I am an interdisciplinary scholar,
clinician, and activist.
I take a sociological approach and specialize in feminist qualitative methods to study the organization and politics of healthcare, spanning the areas of reproductive health and mental health. My research critically examines how health professions are established and organized, the consequences of cultural and structural reliance on the medical model, and health-related stigma. In the lineage of critical sociology, my goal as a researcher is to trouble elements of life we take for granted by studying the interactions and systems that make up the social world. My work brings into focus things that exist out of frame but have a big impact on how life is lived.
My work as a social scientist is informed by a 20 year career providing mental healthcare. I have worked as a mental health clinician in hospitals, primary care, community-based settings, and independent practice, always with a focus on reproductive life experiences including abortion, infertility, and the perinatal period. Working with people in these contexts inspires my research agenda and teaches me how to ask good questions, observe, and listen carefully. It has especially attuned me to the worthiness and power of tending relationships, a value I bring to all facets of my work.

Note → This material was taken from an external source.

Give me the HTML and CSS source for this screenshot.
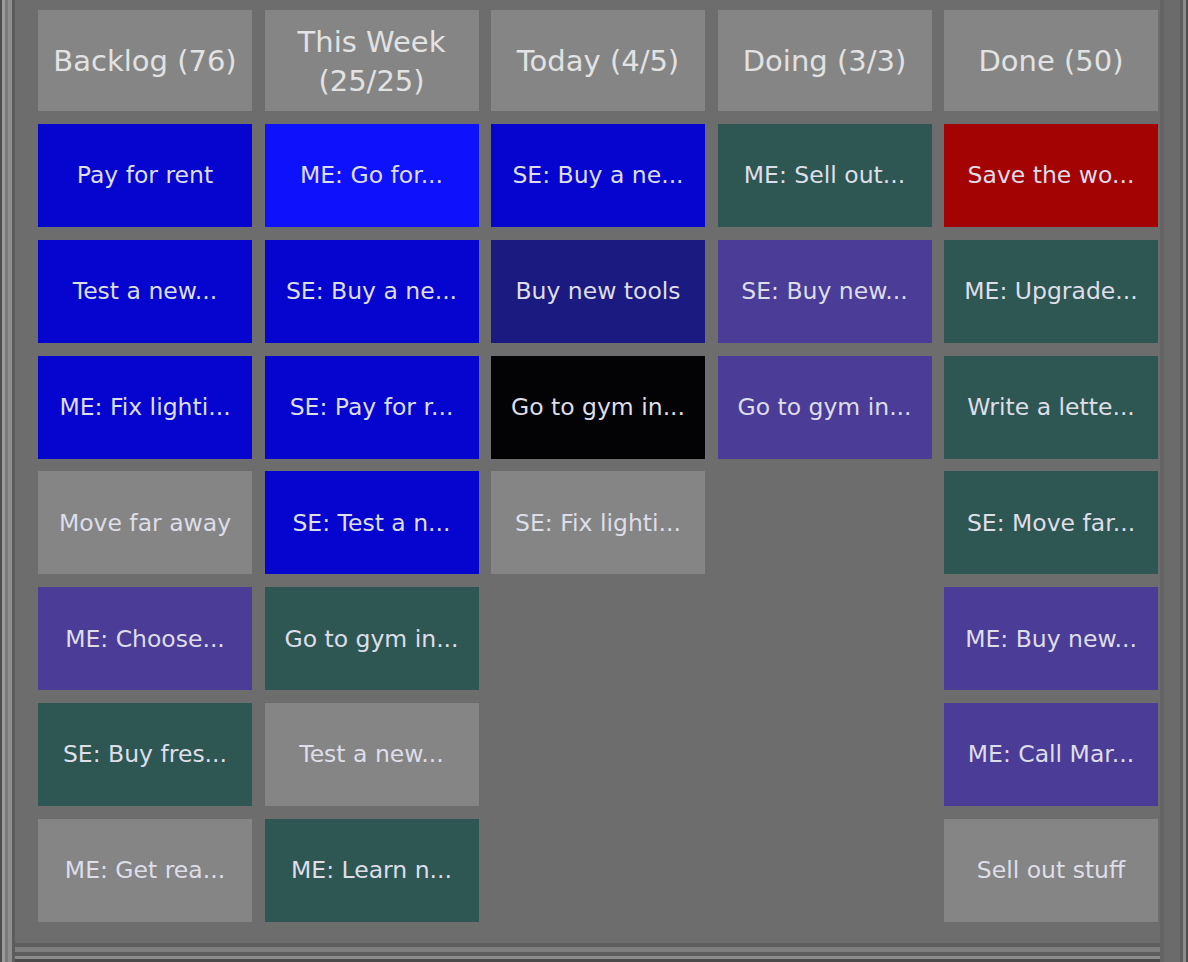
FILE: index.html
```html
<!DOCTYPE html>
<html>
<head>
<meta charset="utf-8">
<title>Kanban</title>
<link rel="stylesheet" href="styles.css">
</head>
<body>
<div class="frame">
  <div class="board">
    <div class="column">
      <div class="header">Backlog (76)</div>
      <div class="card blue">Pay for rent</div>
      <div class="card blue">Test a new...</div>
      <div class="card blue">ME: Fix lighti...</div>
      <div class="card gray">Move far away</div>
      <div class="card purple">ME: Choose...</div>
      <div class="card teal">SE: Buy fres...</div>
      <div class="card gray">ME: Get rea...</div>
    </div>
    <div class="column">
      <div class="header">This Week<br>(25/25)</div>
      <div class="card bright">ME: Go for...</div>
      <div class="card blue">SE: Buy a ne...</div>
      <div class="card blue">SE: Pay for r...</div>
      <div class="card blue">SE: Test a n...</div>
      <div class="card teal">Go to gym in...</div>
      <div class="card gray">Test a new...</div>
      <div class="card teal">ME: Learn n...</div>
    </div>
    <div class="column">
      <div class="header">Today (4/5)</div>
      <div class="card blue">SE: Buy a ne...</div>
      <div class="card navy">Buy new tools</div>
      <div class="card black">Go to gym in...</div>
      <div class="card gray">SE: Fix lighti...</div>
    </div>
    <div class="column">
      <div class="header">Doing (3/3)</div>
      <div class="card teal">ME: Sell out...</div>
      <div class="card purple">SE: Buy new...</div>
      <div class="card purple">Go to gym in...</div>
    </div>
    <div class="column">
      <div class="header">Done (50)</div>
      <div class="card red">Save the wo...</div>
      <div class="card teal">ME: Upgrade...</div>
      <div class="card teal">Write a lette...</div>
      <div class="card teal">SE: Move far...</div>
      <div class="card purple">ME: Buy new...</div>
      <div class="card purple">ME: Call Mar...</div>
      <div class="card gray">Sell out stuff</div>
    </div>
  </div>
</div>
</body>
</html>
```

FILE: styles.css
```css
html, body {
  margin: 0;
  padding: 0;
  background: #6d6d6d;
}

.frame {
  box-sizing: border-box;
  width: 1188px;
  height: 962px;
  padding: 10px 30px 0 38px;
  background: #6d6d6d;
  box-shadow:
    inset 2px 0 0 #4e4e4e,
    inset 5px 0 0 #9a9a9a,
    inset 8px 0 0 #7a7a7a,
    inset 12px 0 0 #8e8e8e,
    inset 15px 0 0 #5c5c5c,
    inset -2px 0 0 #4e4e4e,
    inset -5px 0 0 #8c8c8c,
    inset -8px 0 0 #5e5e5e,
    inset -24px 0 0 #6b6b6b,
    inset -28px 0 0 #646464,
    inset 0 -3px 0 #4a4a4a,
    inset 0 -6px 0 #8c8c8c,
    inset 0 -10px 0 #5c5c5c,
    inset 0 -15px 0 #7e7e7e,
    inset 0 -19px 0 #5e5e5e;
  font-family: "DejaVu Sans", "Noto Sans", sans-serif;
}

.board {
  display: grid;
  grid-template-columns: repeat(5, 1fr);
  column-gap: 12.5px;
}

.column {
  display: flex;
  flex-direction: column;
  gap: 12.8px;
}

.header {
  height: 101px;
  background: #858585;
  color: #e2e2e2;
  font-size: 29px;
  line-height: 39px;
  display: flex;
  align-items: center;
  justify-content: center;
  text-align: center;
  padding-top: 2px;
  box-sizing: border-box;
  margin-bottom: 0.2px;
}

.card {
  height: 103px;
  display: flex;
  align-items: center;
  justify-content: center;
  color: #dedee8;
  font-size: 23.5px;
  white-space: nowrap;
}

.blue { background: #0505cf; }
.bright { background: #0e12fc; }
.navy { background: #1b1a80; }
.black { background: #030306; }
.purple { background: #4b3c98; }
.teal { background: #2e5753; }
.gray { background: #858585; }
.red { background: #a40303; }
```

In addition to my clinical work and scholarship at the intersection of health and social science, I am a longtime contributor to adoptee-led activism. Following the feminist ethos of “the personal is political,” I am especially committed to writing and speaking about adoption, reproductive justice, and politics of the family. You can find my writing on this and other topics published in scholarly journals, The Nation, and Parapraxis, and hear me discuss some of my research on A Health Podyssey.
I am a postdoctoral fellow at the University of California, San Francisco and I maintain a small psychotherapy practice in Oregon. I live on land indigenous to the Multnomah, Cowlitz, Umatilla, Cayuse, Oholone, Ramaytush, and Nimiipuu people, colonially known as Portland, the Bay area, and rural towns in the north Cascade and Wallowa mountains.